Step-by-Step Instructions

1. Identify Your Components: Gather the specifications for your computer's main components: CPU, GPU, motherboard, storage drives (HDDs/SSDs), and case fans.
2. Find TDP Values: Locate the Thermal Design Power (TDP) rating for your CPU and GPU. This information is usually found on the manufacturer's website or the product packaging. For other components like motherboards and fans, use the typical values provided or consult their specifications.
3. Enter Component Power Draw: Input the identified TDP values for your CPU and GPU into the corresponding fields. Enter the counts for storage drives and case fans. Input an estimated wattage for your motherboard and any other power-consuming peripherals or accessories (like RGB strips, liquid cooler pumps).
4. Select Headroom Percentage: Choose a percentage for efficiency headroom and future upgrades from the dropdown menu. A common recommendation is 30-40%, especially for gaming or high-performance systems. For basic office PCs, 20% might suffice.
5. Click Calculate: Press the "Calculate Recommended Wattage" button. The calculator will process your inputs.

How to Interpret Results

• Main Result (Recommended Wattage): This is the primary output, suggesting the minimum PSU wattage you should consider. It includes the calculated component draw plus the selected headroom.
• Total Component Draw: This shows the sum of the estimated maximum power consumed by all your specified hardware components under load.
• Recommended Wattage (with Headroom): This value incorporates the headroom percentage, ensuring your PSU isn't constantly running at its maximum capacity, which is beneficial for longevity and efficiency.
• Optimal Load Percentage: This indicates at what percentage of the *recommended* wattage your system's components will be drawing power. PSUs are often most efficient between 40-60% load.
• Table and Chart: The table and chart provide a visual breakdown of how much power each component category contributes to the total, helping you understand where the bulk of the power consumption lies.

Decision-Making Guidance

The calculated recommended wattage is a guideline. Always choose a PSU from a reputable brand (e.g., Seasonic, Corsair, EVGA, Cooler Master) with a good efficiency rating (80 PLUS Bronze or higher). It's generally advisable to round up to the nearest common PSU wattage (e.g., if the calculator suggests 680W, consider a 750W PSU).
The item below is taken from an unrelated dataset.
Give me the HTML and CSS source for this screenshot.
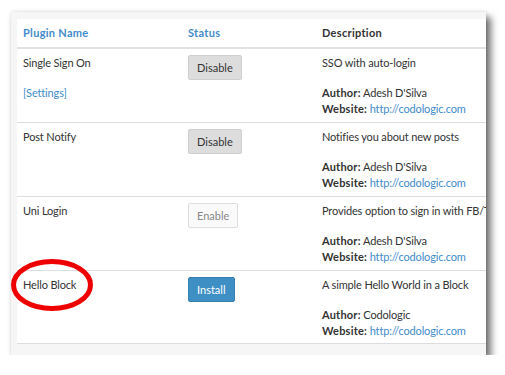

Consider the quality of the PSU – a cheaper, lower-quality PSU with a high wattage rating might not deliver stable power reliably compared to a higher-quality unit with a slightly lower rating.

Key Factors That Affect PC Power Supply Results

Several factors can influence the actual power consumption of your PC components and, consequently, the recommended PSU wattage. Understanding these helps in making a more informed decision:

1. Component Power Efficiency: Not all CPUs or GPUs with the same TDP draw the exact same power. Newer architectures often offer better performance per watt. Similarly, power-efficient SSDs consume less than high-performance NVMe drives.
2. Overclocking: Pushing your CPU or GPU beyond their stock speeds (overclocking) significantly increases their power draw and heat output. If you plan to overclock, you must add a substantial buffer (often an additional 50-100W or more) to your estimated component draw.
3. Transient Power Spikes (X spikes): Modern high-end GPUs, in particular, can exhibit very brief, extremely high power spikes that far exceed their TDP. A quality PSU with good transient response is needed to handle these without causing system instability or shutdowns. This is a primary reason for recommending headroom beyond just the TDP sum.
4. PSU Efficiency Rating (80 PLUS): A PSU's efficiency rating (Bronze, Silver, Gold, Platinum, Titanium) indicates how much power is lost as heat during the AC-to-DC conversion. A 500W draw from an 80 PLUS Gold PSU requires more than 500W from the wall (e.g., ~555W at 90% efficiency), whereas a Bronze PSU (e.g., ~500W at 82% efficiency) would require ~610W from the wall. While this doesn't change the *component* draw, it affects the total AC power drawn and highlights why PSU efficiency matters for energy consumption and heat. The headroom calculation here primarily accounts for operating the PSU within its *optimal efficiency range* rather than the AC draw itself.
5. System Load Variations: Components don't always draw their maximum TDP. During idle or light tasks (web browsing, word processing), power consumption is much lower. The TDP is typically a measure of peak load, and the calculator estimates based on this peak to ensure stability under demanding conditions.
6. Quality of PSU Components: Beyond wattage, the quality of capacitors, power regulators, and the overall design of the PSU impacts its ability to deliver stable, clean power under load and its overall lifespan. A cheap, unrated PSU might fail to deliver its advertised wattage reliably or consistently.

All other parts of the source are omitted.